— start of Given data —

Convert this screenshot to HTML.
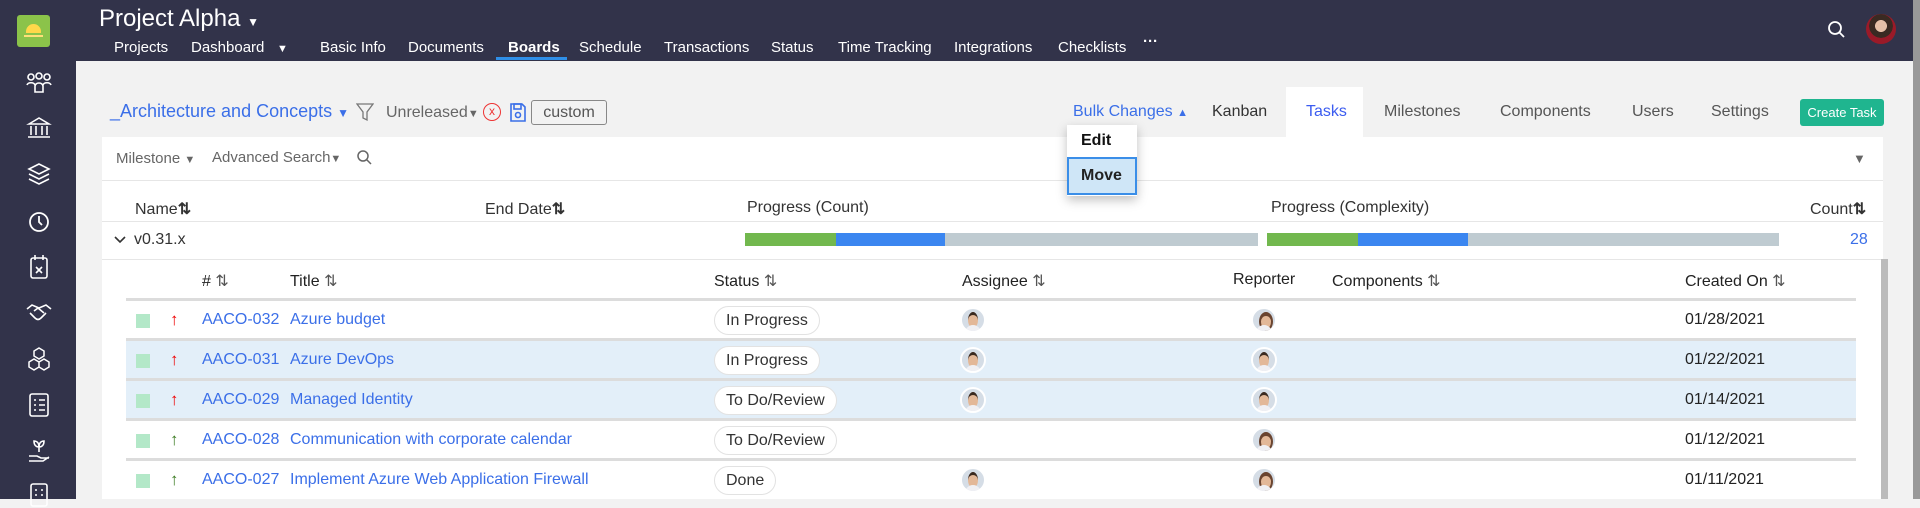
<!DOCTYPE html>
<html><head><meta charset="utf-8"><style>
*{box-sizing:border-box;margin:0;padding:0}
body{width:1920px;height:499px;overflow:hidden;background:#f2f2f2;font-family:"Liberation Sans",sans-serif;position:relative;color:#222}
.a{position:absolute;white-space:nowrap}
.top{left:0;top:0;width:1913px;height:61px;background:#32334a}
.side{left:0;top:0;width:76px;height:499px;background:#32334a}
.nav{top:39px;font-size:15px;color:#fff}
.si{left:26px}
.g{color:#666;font-size:16px}
.tab{top:103px;font-size:16px;color:#555}
.hd{font-size:16px;color:#333}
.th{font-size:16px;color:#222;top:271px}
.row{left:126px;width:1730px;height:40px;border-bottom:3px solid #dcdcdc}
.cell{font-size:16px}
.blue{color:#3b6fe8}
.pill{border:1px solid #e2e2e2;border-radius:15px;background:#fff;height:29px;line-height:27px;padding:0 11px;font-size:16px;color:#333}
.chk{width:14px;height:14px;background:#b3e8c8;left:136px}
.av{width:26px;height:26px;border-radius:50%;border:2px solid #fff;overflow:hidden;background:#d5dde6}
.av:before{content:"";position:absolute;left:6px;top:3px;width:10px;height:13px;border-radius:50%;background:#e3b898;border-top:3px solid #3a2a20}
.av:after{content:"";position:absolute;left:3px;top:16px;width:16px;height:10px;border-radius:8px 8px 0 0;background:#f0f0f4}
.av2:before{border:2px solid #6a4430;border-top-width:4px}
</style></head><body>
<div class="a top"></div>
<div class="a side"></div>
<div class="a" style="left:17px;top:15px;width:33px;height:32px;background:#8bc34a;border-radius:3px"></div>
<div class="a" style="left:26px;top:24px;width:15px;height:9px;border-radius:8px 8px 0 0;background:#ffd84a"></div>
<div class="a" style="left:24px;top:35px;width:19px;height:2px;background:#ffe07a"></div>
<svg class="a si" style="top:72px" width="26" height="22" fill="none" stroke="#fff" stroke-width="1.6"><circle cx="5" cy="5" r="3"/><circle cx="13" cy="4" r="3"/><circle cx="21" cy="5" r="3"/><path d="M1 13c1-3 7-3 8 0M9 20v-6c1-4 7-4 8 0v6zM17 13c1-3 7-3 8 0"/></svg>
<svg class="a si" style="top:116px" width="26" height="24" fill="none" stroke="#fff" stroke-width="1.6"><path d="M3 8L13 2l10 6zM5 10v9M10 10v9M16 10v9M21 10v9M2 21h22"/></svg>
<svg class="a si" style="top:162px" width="26" height="24" fill="none" stroke="#fff" stroke-width="1.6"><path d="M13 2L3 7l10 5 10-5zM3 12l10 5 10-5M3 17l10 5 10-5"/></svg>
<svg class="a si" style="top:210px" width="26" height="24" fill="none" stroke="#fff" stroke-width="1.8"><circle cx="13" cy="12" r="9"/><path d="M13 6v6l3 3"/></svg>
<svg class="a si" style="top:254px" width="26" height="26" fill="none" stroke="#fff" stroke-width="1.6"><rect x="5" y="4" width="16" height="20" rx="2"/><path d="M9 1v5M17 1v5M10 13l6 6M16 13l-6 6"/></svg>
<svg class="a si" style="top:301px" width="26" height="22" fill="none" stroke="#fff" stroke-width="1.6"><path d="M1 8l5-4 7 3 7-3 5 4M4 12l5 5c2 2 4 2 6 0l5-5M8 10l4-3 6 5"/></svg>
<svg class="a si" style="top:346px" width="26" height="26" fill="none" stroke="#fff" stroke-width="1.5"><path d="M13 2l5 3v5l-5 3-5-3V5zM8 13l5 3v5l-5 3-5-3v-5zM18 13l5 3v5l-5 3-5-3v-5z"/></svg>
<svg class="a si" style="top:392px" width="26" height="26" fill="none" stroke="#fff" stroke-width="1.6"><rect x="4" y="2" width="18" height="22" rx="2"/><path d="M8 8h2M13 8h6M8 13h2M13 13h6M8 18h2M13 18h6"/></svg>
<svg class="a si" style="top:438px" width="26" height="26" fill="none" stroke="#fff" stroke-width="1.6"><path d="M13 14V6M13 9c-3 0-5-2-5-6 3 0 5 2 5 6zM13 9c3 0 5-2 5-6-3 0-5 2-5 6zM3 18h8l4 2h8M3 23h14l6-4"/></svg>
<svg class="a si" style="top:482px" width="26" height="26" fill="none" stroke="#fff" stroke-width="1.6"><rect x="5" y="2" width="16" height="22" rx="2"/><path d="M9 8h2M15 8h2M9 13h2M15 13h2"/></svg>

<div class="a" style="left:99px;top:5px;font-size:24px;color:#fff">Project Alpha <span style="font-size:12px">&#9660;</span></div>
<div class="a nav" style="left:114px">Projects</div>
<div class="a nav" style="left:191px">Dashboard</div>
<div class="a nav" style="left:277px;font-size:11px;top:43px">&#9660;</div>
<div class="a nav" style="left:320px">Basic Info</div>
<div class="a nav" style="left:408px">Documents</div>
<div class="a nav" style="left:508px;font-weight:bold">Boards</div>
<div class="a" style="left:496px;top:57px;width:71px;height:3px;background:#2f8fe8"></div>
<div class="a nav" style="left:579px">Schedule</div>
<div class="a nav" style="left:664px">Transactions</div>
<div class="a nav" style="left:771px">Status</div>
<div class="a nav" style="left:838px">Time Tracking</div>
<div class="a nav" style="left:954px">Integrations</div>
<div class="a nav" style="left:1058px">Checklists</div>
<div class="a nav" style="left:1143px;top:33px;font-weight:bold">&middot;&middot;&middot;</div>
<svg class="a" style="left:1827px;top:20px" width="20" height="20"><circle cx="8" cy="8" r="6" fill="none" stroke="#fff" stroke-width="1.8"/><line x1="12.5" y1="12.5" x2="17" y2="17" stroke="#fff" stroke-width="1.8"/></svg>
<div class="a" style="left:1866px;top:14px;width:30px;height:30px;border-radius:50%;background:radial-gradient(circle at 50% 40%,#e6c0a8 0 25%,#3a2a22 26% 50%,#9a1a28 51%)"></div>
<div class="a" style="left:1913px;top:0;width:7px;height:499px;background:#999"></div>

<div class="a" style="left:110px;top:101px;font-size:18px;color:#3b6fe8">_Architecture and Concepts <span style="font-size:12px">&#9660;</span></div>
<svg class="a" style="left:356px;top:102px" width="18" height="20"><path d="M1 2h16l-6 8v8l-4-2v-6z" fill="none" stroke="#777" stroke-width="1.3"/></svg>
<div class="a g" style="left:386px;top:104px">Unreleased<span style="font-size:11px">&#9660;</span></div>
<div class="a" style="left:483px;top:103px;width:18px;height:18px;border:1.5px solid #e33;border-radius:50%;color:#e33;font-size:12px;text-align:center;line-height:15px">x</div>
<svg class="a" style="left:510px;top:103px" width="16" height="19" fill="none" stroke="#3b6fe8" stroke-width="1.6"><path d="M1 1h11l3 3v14H1z"/><rect x="4" y="1" width="7" height="5"/><circle cx="8" cy="12" r="2.5"/></svg>
<div class="a" style="left:531px;top:100px;width:76px;height:25px;border:1px solid #888;border-radius:3px;font-size:16px;color:#555;text-align:center;line-height:23px">custom</div>

<div class="a tab" style="left:1073px;color:#3b6fe8">Bulk Changes <span style="font-size:11px">&#9650;</span></div>
<div class="a" style="left:1286px;top:87px;width:77px;height:52px;background:#fff"></div>
<div class="a tab" style="left:1212px;color:#333">Kanban</div>
<div class="a tab" style="left:1306px;color:#3b5cf0">Tasks</div>
<div class="a tab" style="left:1384px">Milestones</div>
<div class="a tab" style="left:1500px">Components</div>
<div class="a tab" style="left:1632px">Users</div>
<div class="a tab" style="left:1711px">Settings</div>
<div class="a" style="left:1800px;top:99px;width:84px;height:27px;background:#1fb58f;border-radius:3px;color:#fff;font-size:13px;text-align:center;line-height:27px">Create Task</div>

<div class="a" style="left:102px;top:137px;width:1781px;height:362px;background:#fff"></div>
<div class="a g" style="left:116px;top:150px;font-size:15px">Milestone <span style="font-size:11px">&#9660;</span></div>
<div class="a g" style="left:212px;top:149px;font-size:15px">Advanced Search<span style="font-size:11px">&#9660;</span></div>
<svg class="a" style="left:356px;top:149px" width="17" height="17"><circle cx="7" cy="7" r="5" fill="none" stroke="#666" stroke-width="1.5"/><line x1="10.5" y1="10.5" x2="15" y2="15" stroke="#666" stroke-width="1.5"/></svg>
<div class="a" style="left:1853px;top:151px;font-size:13px;color:#666">&#9660;</div>
<div class="a" style="left:102px;top:180px;width:1781px;height:1px;background:#e6e6e6"></div>
<div class="a hd" style="left:135px;top:199px">Name<b>&#8645;</b></div>
<div class="a hd" style="left:485px;top:199px">End Date<b>&#8645;</b></div>
<div class="a hd" style="left:747px;top:199px">Progress (Count)</div>
<div class="a hd" style="left:1271px;top:199px">Progress (Complexity)</div>
<div class="a hd" style="left:1810px;top:199px">Count<b>&#8645;</b></div>
<div class="a" style="left:102px;top:221px;width:1781px;height:1px;background:#e6e6e6"></div>
<svg class="a" style="left:114px;top:235px" width="12" height="9"><path d="M1 2l5 5 5-5" fill="none" stroke="#333" stroke-width="1.6"/></svg>
<div class="a hd" style="left:134px;top:231px">v0.31.x</div>
<div class="a" style="left:745px;top:233px;width:513px;height:13px;background:#bfcbd1"><div style="position:absolute;left:0;width:91px;height:13px;background:#72b84e"></div><div style="position:absolute;left:91px;width:109px;height:13px;background:#3b86f0"></div></div>
<div class="a" style="left:1267px;top:233px;width:512px;height:13px;background:#bfcbd1"><div style="position:absolute;left:0;width:91px;height:13px;background:#72b84e"></div><div style="position:absolute;left:91px;width:110px;height:13px;background:#3b86f0"></div></div>
<div class="a blue" style="left:1850px;top:231px;font-size:16px">28</div>
<div class="a" style="left:102px;top:259px;width:1781px;height:1px;background:#e6e6e6"></div>
<div class="a" style="left:1881px;top:259px;width:7px;height:240px;background:#bbb"></div>
<div class="a" style="left:1888px;top:61px;width:25px;height:438px;background:#f2f2f2"></div>

<div class="a th" style="left:202px">#  <span style="color:#555">&#8645;</span></div>
<div class="a th" style="left:290px">Title <span style="color:#555">&#8645;</span></div>
<div class="a th" style="left:714px">Status <span style="color:#555">&#8645;</span></div>
<div class="a th" style="left:962px">Assignee <span style="color:#555">&#8645;</span></div>
<div class="a th" style="left:1233px">Reporter</div>
<div class="a th" style="left:1332px">Components <span style="color:#555">&#8645;</span></div>
<div class="a th" style="left:1685px">Created On <span style="color:#555">&#8645;</span></div>
<div class="a" style="left:126px;top:298px;width:1730px;height:3px;background:#dcdcdc"></div>

<div class="a row" style="top:301px"></div>
<div class="a row" style="top:341px;background:#e3eff9"></div>
<div class="a row" style="top:381px;background:#e3eff9"></div>
<div class="a row" style="top:421px"></div>

<div class="a chk" style="top:314px"></div><div class="a cell" style="left:170px;top:310px;color:#e00;font-size:17px;font-weight:bold">&#8593;</div>
<div class="a cell blue" style="left:202px;top:311px">AACO-032</div><div class="a cell blue" style="left:290px;top:311px">Azure budget</div>
<div class="a pill" style="left:714px;top:306px">In Progress</div>
<div class="a av" style="left:960px;top:307px"></div><div class="a av av2" style="left:1251px;top:307px"></div>
<div class="a cell" style="left:1685px;top:311px">01/28/2021</div>

<div class="a chk" style="top:354px"></div><div class="a cell" style="left:170px;top:350px;color:#e00;font-size:17px;font-weight:bold">&#8593;</div>
<div class="a cell blue" style="left:202px;top:351px">AACO-031</div><div class="a cell blue" style="left:290px;top:351px">Azure DevOps</div>
<div class="a pill" style="left:714px;top:346px">In Progress</div>
<div class="a av" style="left:960px;top:347px"></div><div class="a av" style="left:1251px;top:347px"></div>
<div class="a cell" style="left:1685px;top:351px">01/22/2021</div>

<div class="a chk" style="top:394px"></div><div class="a cell" style="left:170px;top:390px;color:#e00;font-size:17px;font-weight:bold">&#8593;</div>
<div class="a cell blue" style="left:202px;top:391px">AACO-029</div><div class="a cell blue" style="left:290px;top:391px">Managed Identity</div>
<div class="a pill" style="left:714px;top:386px">To Do/Review</div>
<div class="a av" style="left:960px;top:387px"></div><div class="a av" style="left:1251px;top:387px"></div>
<div class="a cell" style="left:1685px;top:391px">01/14/2021</div>

<div class="a chk" style="top:434px"></div><div class="a cell" style="left:170px;top:430px;color:#3a7a20;font-size:17px;font-weight:bold">&#8593;</div>
<div class="a cell blue" style="left:202px;top:431px">AACO-028</div><div class="a cell blue" style="left:290px;top:431px">Communication with corporate calendar</div>
<div class="a pill" style="left:714px;top:426px">To Do/Review</div>
<div class="a av av2" style="left:1251px;top:427px"></div>
<div class="a cell" style="left:1685px;top:431px">01/12/2021</div>

<div class="a chk" style="top:474px"></div><div class="a cell" style="left:170px;top:470px;color:#3a7a20;font-size:17px;font-weight:bold">&#8593;</div>
<div class="a cell blue" style="left:202px;top:471px">AACO-027</div><div class="a cell blue" style="left:290px;top:471px">Implement Azure Web Application Firewall</div>
<div class="a pill" style="left:714px;top:466px">Done</div>
<div class="a av" style="left:960px;top:467px"></div><div class="a av av2" style="left:1251px;top:467px"></div>
<div class="a cell" style="left:1685px;top:471px">01/11/2021</div>

<div class="a" style="left:1067px;top:125px;width:70px;height:71px;background:#fff;box-shadow:0 4px 10px rgba(0,0,0,.25)"></div>
<div class="a" style="left:1081px;top:132px;font-size:16px;font-weight:bold;color:#111">Edit</div>
<div class="a" style="left:1067px;top:157px;width:70px;height:38px;background:#cfe6f7;border:2px solid #3a8ee8;font-size:16px;font-weight:bold;color:#222;padding:8px 0 0 12px">Move</div>
</body></html>
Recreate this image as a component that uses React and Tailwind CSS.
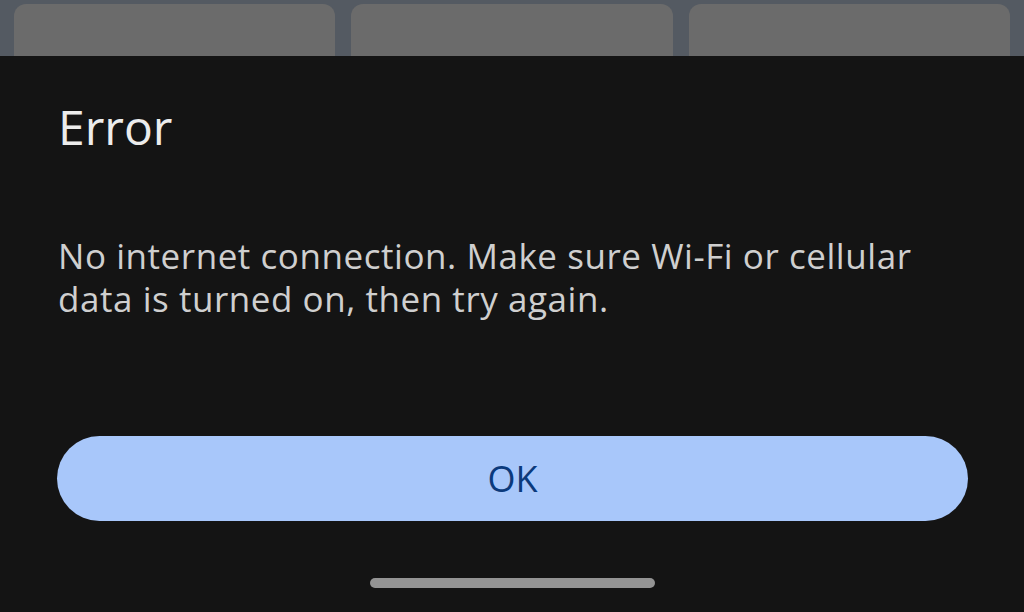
export default function App() {
  return (
    <div className="w-[1024px] h-[612px] flex flex-col overflow-hidden" style={{ fontFamily: "'Open Sans', Roboto, sans-serif" }}>
      <div className="h-[56px] shrink-0 bg-[#545a62] flex gap-[16px] px-[14px] pt-[4px]">
        <div className="flex-1 rounded-t-[12px] bg-[#6b6b6b]" />
        <div className="flex-1 rounded-t-[12px] bg-[#6b6b6b]" />
        <div className="flex-1 rounded-t-[12px] bg-[#6b6b6b]" />
      </div>
      <div className="flex-1 bg-[#141414] flex flex-col pl-[57px] pr-[56px] pt-[47px]">
        <div className="text-[48px] leading-[48px] text-[#ececec] pl-[1px]">Error</div>
        <div className="mt-[83px] text-[35px] leading-[43px] tracking-[0.55px] text-[#cfcfcf] pl-[1px] whitespace-nowrap">
          No internet connection. Make sure Wi-Fi or cellular
          <br />
          data is turned on, then try again.
        </div>
        <button className="mt-[116px] h-[85px] w-full rounded-full bg-[#a8c7fa] text-[#0b3a7c] text-[36px] font-medium flex items-center justify-center">
          OK
        </button>
        <div className="mt-[57px] flex justify-center -ml-[1px]">
          <div className="w-[285px] h-[10px] rounded-full bg-[#949494]" />
        </div>
      </div>
    </div>
  );
}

— end of Given data —

Exercise directions:
The lines to write out run from the one containing "Recreate this image" through the final line of the material above, both included; write them out exactly, with no pictures.

Exercise output:
Recreate this image as a component that uses React and Tailwind CSS.
export default function App() {
  return (
    <div className="w-[1024px] h-[612px] flex flex-col overflow-hidden" style={{ fontFamily: "'Open Sans', Roboto, sans-serif" }}>
      <div className="h-[56px] shrink-0 bg-[#545a62] flex gap-[16px] px-[14px] pt-[4px]">
        <div className="flex-1 rounded-t-[12px] bg-[#6b6b6b]" />
        <div className="flex-1 rounded-t-[12px] bg-[#6b6b6b]" />
        <div className="flex-1 rounded-t-[12px] bg-[#6b6b6b]" />
      </div>
      <div className="flex-1 bg-[#141414] flex flex-col pl-[57px] pr-[56px] pt-[47px]">
        <div className="text-[48px] leading-[48px] text-[#ececec] pl-[1px]">Error</div>
        <div className="mt-[83px] text-[35px] leading-[43px] tracking-[0.55px] text-[#cfcfcf] pl-[1px] whitespace-nowrap">
          No internet connection. Make sure Wi-Fi or cellular
          <br />
          data is turned on, then try again.
        </div>
        <button className="mt-[116px] h-[85px] w-full rounded-full bg-[#a8c7fa] text-[#0b3a7c] text-[36px] font-medium flex items-center justify-center">
          OK
        </button>
        <div className="mt-[57px] flex justify-center -ml-[1px]">
          <div className="w-[285px] h-[10px] rounded-full bg-[#949494]" />
        </div>
      </div>
    </div>
  );
}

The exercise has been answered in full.